Start of Material shown

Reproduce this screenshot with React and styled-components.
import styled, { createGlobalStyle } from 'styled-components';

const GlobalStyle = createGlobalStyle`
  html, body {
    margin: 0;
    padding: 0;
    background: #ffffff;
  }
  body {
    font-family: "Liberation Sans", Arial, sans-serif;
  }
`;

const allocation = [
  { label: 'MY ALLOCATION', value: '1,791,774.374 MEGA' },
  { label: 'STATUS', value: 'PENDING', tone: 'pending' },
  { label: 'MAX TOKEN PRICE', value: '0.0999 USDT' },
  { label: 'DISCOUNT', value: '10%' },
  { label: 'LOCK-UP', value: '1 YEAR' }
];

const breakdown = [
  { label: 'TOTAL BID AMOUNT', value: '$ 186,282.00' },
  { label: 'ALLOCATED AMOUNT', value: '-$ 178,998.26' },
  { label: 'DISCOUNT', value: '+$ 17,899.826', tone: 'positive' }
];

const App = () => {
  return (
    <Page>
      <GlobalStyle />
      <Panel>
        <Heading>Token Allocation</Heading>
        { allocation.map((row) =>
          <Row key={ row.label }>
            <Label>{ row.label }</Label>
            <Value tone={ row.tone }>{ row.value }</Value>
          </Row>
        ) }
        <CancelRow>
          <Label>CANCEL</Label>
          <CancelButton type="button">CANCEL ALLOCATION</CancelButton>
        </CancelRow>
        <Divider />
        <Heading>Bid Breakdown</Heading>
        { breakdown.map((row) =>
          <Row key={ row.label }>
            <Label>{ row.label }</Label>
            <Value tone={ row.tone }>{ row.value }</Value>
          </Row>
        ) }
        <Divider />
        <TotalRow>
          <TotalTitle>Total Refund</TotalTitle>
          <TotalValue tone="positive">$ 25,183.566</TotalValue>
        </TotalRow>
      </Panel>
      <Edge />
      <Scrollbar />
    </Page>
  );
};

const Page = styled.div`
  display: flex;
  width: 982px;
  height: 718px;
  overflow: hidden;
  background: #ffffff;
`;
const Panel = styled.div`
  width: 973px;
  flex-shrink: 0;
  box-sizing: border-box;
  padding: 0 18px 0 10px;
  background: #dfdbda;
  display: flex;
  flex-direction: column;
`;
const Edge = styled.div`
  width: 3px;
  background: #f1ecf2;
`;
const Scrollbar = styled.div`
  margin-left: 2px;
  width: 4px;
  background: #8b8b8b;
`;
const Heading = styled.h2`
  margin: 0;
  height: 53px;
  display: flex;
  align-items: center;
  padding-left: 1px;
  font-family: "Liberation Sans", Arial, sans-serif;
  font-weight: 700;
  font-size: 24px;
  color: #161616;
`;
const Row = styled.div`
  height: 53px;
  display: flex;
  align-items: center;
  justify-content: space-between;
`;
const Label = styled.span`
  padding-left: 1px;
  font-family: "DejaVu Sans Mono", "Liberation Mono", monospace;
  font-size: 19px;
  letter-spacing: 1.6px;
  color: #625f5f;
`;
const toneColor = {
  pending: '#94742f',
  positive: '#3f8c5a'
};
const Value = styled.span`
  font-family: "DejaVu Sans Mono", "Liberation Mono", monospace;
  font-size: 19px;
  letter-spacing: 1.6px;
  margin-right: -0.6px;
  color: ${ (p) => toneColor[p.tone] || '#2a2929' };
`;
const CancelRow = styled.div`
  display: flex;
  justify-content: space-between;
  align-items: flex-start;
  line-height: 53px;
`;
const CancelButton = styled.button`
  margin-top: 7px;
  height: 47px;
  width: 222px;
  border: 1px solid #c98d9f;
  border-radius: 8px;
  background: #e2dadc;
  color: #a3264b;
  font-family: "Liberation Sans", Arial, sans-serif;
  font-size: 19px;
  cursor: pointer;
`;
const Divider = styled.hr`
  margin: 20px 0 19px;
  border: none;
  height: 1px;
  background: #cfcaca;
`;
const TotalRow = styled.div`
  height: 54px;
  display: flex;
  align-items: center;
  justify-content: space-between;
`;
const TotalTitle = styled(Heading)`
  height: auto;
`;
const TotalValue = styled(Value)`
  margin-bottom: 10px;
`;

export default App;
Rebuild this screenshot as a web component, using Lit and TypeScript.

End of Material shown

Written task :: How many of the lines above include the string "screenshot"? Reply with the number by itself.

Task solution :: 2